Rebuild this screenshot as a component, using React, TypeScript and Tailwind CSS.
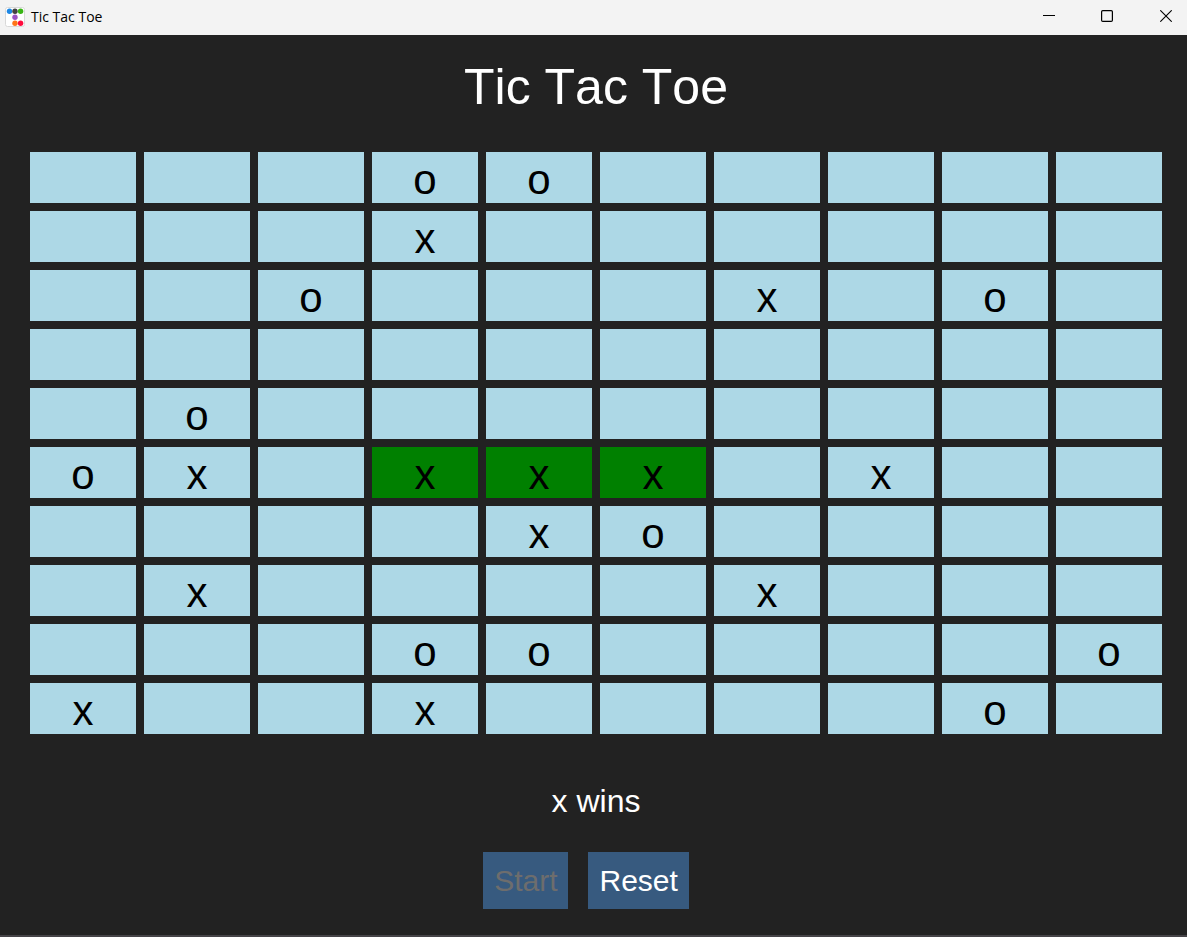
const board: string[] = [
  "...oo.....",
  "...x......",
  "..o...x.o.",
  "..........",
  ".o........",
  "ox.xxx.x..",
  "....xo....",
  ".x....x...",
  "...oo....o",
  "x..x....o.",
];

const winningCells = ["5-3", "5-4", "5-5"];

function AppIcon() {
  return (
    <svg width="20" height="20" viewBox="0 0 20 20" aria-hidden="true">
      <rect x="0.5" y="0.5" width="19" height="19" rx="2" fill="#fff" stroke="#d8d8d8" />
      <circle cx="4.5" cy="4.2" r="2.7" fill="#1e88e5" />
      <circle cx="10" cy="4.2" r="2.7" fill="#424242" />
      <circle cx="15.6" cy="4.2" r="2.7" fill="#39b515" />
      <circle cx="10" cy="10.2" r="2.7" fill="#9b51c4" />
      <circle cx="10" cy="16.2" r="2.7" fill="#ff7418" />
      <circle cx="15.6" cy="16.2" r="2.7" fill="#ff0a3c" />
    </svg>
  );
}

function TitleBar() {
  return (
    <header className="flex h-[35px] items-start justify-between bg-[#f3f3f3] text-black">
      <div className="flex items-center gap-[6px] pl-[5px] pt-[6px]">
        <AppIcon />
        <span className="font-['Open_Sans','Noto_Sans',sans-serif] text-[14px] leading-[22px]">Tic Tac Toe</span>
      </div>
      <div className="flex">
        <button type="button" aria-label="Minimize" className="flex h-8 w-[58px] items-center justify-center">
          <svg width="12" height="12" viewBox="0 0 12 12" fill="none" stroke="#000">
            <path d="M0 5.5H12" />
          </svg>
        </button>
        <button type="button" aria-label="Maximize" className="flex h-8 w-[58px] items-center justify-center">
          <svg width="12" height="12" viewBox="0 0 12 12" fill="none" stroke="#000" strokeWidth="1.2">
            <rect x="0.6" y="0.6" width="10.8" height="10.8" rx="1.2" />
          </svg>
        </button>
        <button type="button" aria-label="Close" className="flex h-8 w-[51px] items-center justify-center pl-[9px]">
          <svg width="12" height="12" viewBox="0 0 12 12" fill="none" stroke="#000" strokeWidth="1.1">
            <path d="M0.3 0.3L11.7 11.7M11.7 0.3L0.3 11.7" />
          </svg>
        </button>
      </div>
    </header>
  );
}

export default function App() {
  return (
    <div className="flex min-h-screen flex-col border-b-2 border-[#454347] bg-[#222222] font-['Liberation_Sans',Arial,sans-serif] text-white [font-kerning:none]">
      <TitleBar />
      <main className="flex flex-1 flex-col pl-[30px] pr-[25px] pt-[22px]">
        <h1 className="text-center text-[50px] leading-[60px]">Tic Tac Toe</h1>
        <div className="mt-[35px] grid grid-cols-10 gap-2">
          {board.map((row, r) =>
            row.split("").map((mark, c) => {
              const key = `${r}-${c}`;
              const color = winningCells.includes(key) ? "bg-[#008000]" : "bg-[#add8e6]";
              return (
                <button
                  key={key}
                  type="button"
                  aria-label={`Row ${r + 1}, column ${c + 1}`}
                  className={`flex h-[51px] items-center justify-center pt-1 text-[42px] leading-[47px] text-black ${color}`}
                >
                  {mark === "." ? "" : mark}
                </button>
              );
            }),
          )}
        </div>
        <p className="mt-[47px] text-center text-[32px] leading-10" role="status">
          x wins
        </p>
        <div className="mt-[31px] flex justify-center gap-5 pb-[26px] pr-[20px]">
          <button type="button" disabled className="h-[57px] bg-[#375a7f] px-[11px] text-[30px] leading-[57px] text-[#6d6d6d]">
            Start
          </button>
          <button type="button" className="h-[57px] bg-[#375a7f] px-[11px] text-[30px] leading-[57px]">
            Reset
          </button>
        </div>
      </main>
    </div>
  );
}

+++

## Problem requirements
Reproduce all of the data exactly; the pictures do not belong in the copy.

## Answer to this task
Rebuild this screenshot as a component, using React, TypeScript and Tailwind CSS.
const board: string[] = [
  "...oo.....",
  "...x......",
  "..o...x.o.",
  "..........",
  ".o........",
  "ox.xxx.x..",
  "....xo....",
  ".x....x...",
  "...oo....o",
  "x..x....o.",
];

const winningCells = ["5-3", "5-4", "5-5"];

function AppIcon() {
  return (
    <svg width="20" height="20" viewBox="0 0 20 20" aria-hidden="true">
      <rect x="0.5" y="0.5" width="19" height="19" rx="2" fill="#fff" stroke="#d8d8d8" />
      <circle cx="4.5" cy="4.2" r="2.7" fill="#1e88e5" />
      <circle cx="10" cy="4.2" r="2.7" fill="#424242" />
      <circle cx="15.6" cy="4.2" r="2.7" fill="#39b515" />
      <circle cx="10" cy="10.2" r="2.7" fill="#9b51c4" />
      <circle cx="10" cy="16.2" r="2.7" fill="#ff7418" />
      <circle cx="15.6" cy="16.2" r="2.7" fill="#ff0a3c" />
    </svg>
  );
}

function TitleBar() {
  return (
    <header className="flex h-[35px] items-start justify-between bg-[#f3f3f3] text-black">
      <div className="flex items-center gap-[6px] pl-[5px] pt-[6px]">
        <AppIcon />
        <span className="font-['Open_Sans','Noto_Sans',sans-serif] text-[14px] leading-[22px]">Tic Tac Toe</span>
      </div>
      <div className="flex">
        <button type="button" aria-label="Minimize" className="flex h-8 w-[58px] items-center justify-center">
          <svg width="12" height="12" viewBox="0 0 12 12" fill="none" stroke="#000">
            <path d="M0 5.5H12" />
          </svg>
        </button>
        <button type="button" aria-label="Maximize" className="flex h-8 w-[58px] items-center justify-center">
          <svg width="12" height="12" viewBox="0 0 12 12" fill="none" stroke="#000" strokeWidth="1.2">
            <rect x="0.6" y="0.6" width="10.8" height="10.8" rx="1.2" />
          </svg>
        </button>
        <button type="button" aria-label="Close" className="flex h-8 w-[51px] items-center justify-center pl-[9px]">
          <svg width="12" height="12" viewBox="0 0 12 12" fill="none" stroke="#000" strokeWidth="1.1">
            <path d="M0.3 0.3L11.7 11.7M11.7 0.3L0.3 11.7" />
          </svg>
        </button>
      </div>
    </header>
  );
}

export default function App() {
  return (
    <div className="flex min-h-screen flex-col border-b-2 border-[#454347] bg-[#222222] font-['Liberation_Sans',Arial,sans-serif] text-white [font-kerning:none]">
      <TitleBar />
      <main className="flex flex-1 flex-col pl-[30px] pr-[25px] pt-[22px]">
        <h1 className="text-center text-[50px] leading-[60px]">Tic Tac Toe</h1>
        <div className="mt-[35px] grid grid-cols-10 gap-2">
          {board.map((row, r) =>
            row.split("").map((mark, c) => {
              const key = `${r}-${c}`;
              const color = winningCells.includes(key) ? "bg-[#008000]" : "bg-[#add8e6]";
              return (
                <button
                  key={key}
                  type="button"
                  aria-label={`Row ${r + 1}, column ${c + 1}`}
                  className={`flex h-[51px] items-center justify-center pt-1 text-[42px] leading-[47px] text-black ${color}`}
                >
                  {mark === "." ? "" : mark}
                </button>
              );
            }),
          )}
        </div>
        <p className="mt-[47px] text-center text-[32px] leading-10" role="status">
          x wins
        </p>
        <div className="mt-[31px] flex justify-center gap-5 pb-[26px] pr-[20px]">
          <button type="button" disabled className="h-[57px] bg-[#375a7f] px-[11px] text-[30px] leading-[57px] text-[#6d6d6d]">
            Start
          </button>
          <button type="button" className="h-[57px] bg-[#375a7f] px-[11px] text-[30px] leading-[57px]">
            Reset
          </button>
        </div>
      </main>
    </div>
  );
}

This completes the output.